The Digital Collegian - Published independently by students at Penn State
NEWS
[ Wednesday, Nov. 5, 2003 ]

Woman falls from 7th floor window

Collegian Staff Writer

A 27-year-old Penn State staff assistant and graduate student fell from a seventh-floor hallway window yesterday at Calder Commons, 520 E. Calder Way.

The State College Police Department said the woman, who landed on the second-floor roof of the building's lobby, had left written information saying she intended to commit suicide.

Police did not release the name of the woman yesterday, but The Daily Collegian was able to identify her as a Penn State employee.

Due to the nature of the incident, the Collegian is withholding the woman's name from this report.

Police believe the female State College resident either climbed or jumped from the window about 10 minutes before a staff member working building maintenance saw her and called police at 10:03 a.m., Lt. Diane Conrad said.

Police said the woman, who is not a resident of Calder Commons, had been at work before she entered the building and forcibly removed a seventh-floor window.

The Alpha Fire Co., Alpha Community Ambulance Service, Centre Community Hospital medics and police responded to the incident shortly after it was reported.

The fire company removed her from the second-floor roof with a fire truck ladder, Alpha Fire Chief Stan Clouser said.

She was first transported to Centre Community Hospital with serious injuries.

PHOTO: Julee Jarrett
PHOTO: Julee Jarrett
Calder Commons, 520 E. Calder Way, was the site of a suicide attempt.

She was later flown by helicopter to Geisinger Medical Center in Danville, Sgt. Duane Musser said.

By 6:45 p.m., she was in a Geisinger operating room in serious condition, a hospital spokeswoman said.

Derick Lengemann, a Penn State student who lives on Calder Commons' seventh floor, said he was leaving for class at about 9:45 a.m. when he noticed a windowpane was pulled from its frame near the building's elevators.
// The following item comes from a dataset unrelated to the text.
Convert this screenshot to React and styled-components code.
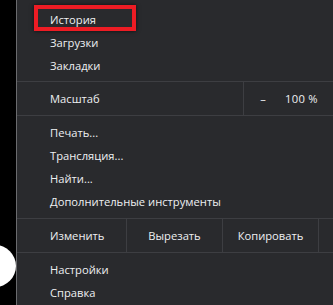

Glass that had been broken from the frame was scattered in

the hallway, and the window's screen was missing, he said.

Lengemann said he thought the damage was the result of vandalism at the time, and emergency personnel were not outside the building when he left.

By the afternoon, a wooden board secured by screws stood in place of the window. Stones on top of the second-floor roof were scattered and covered in blood where the woman had fallen. Bloody handprints were on a wall outside a second-floor window.

Many residents of Calder Commons, which houses mostly undergraduate students, were aware of the suicide attempt, but few knew specific details.

Calder Commons employees declined to comment about the incident.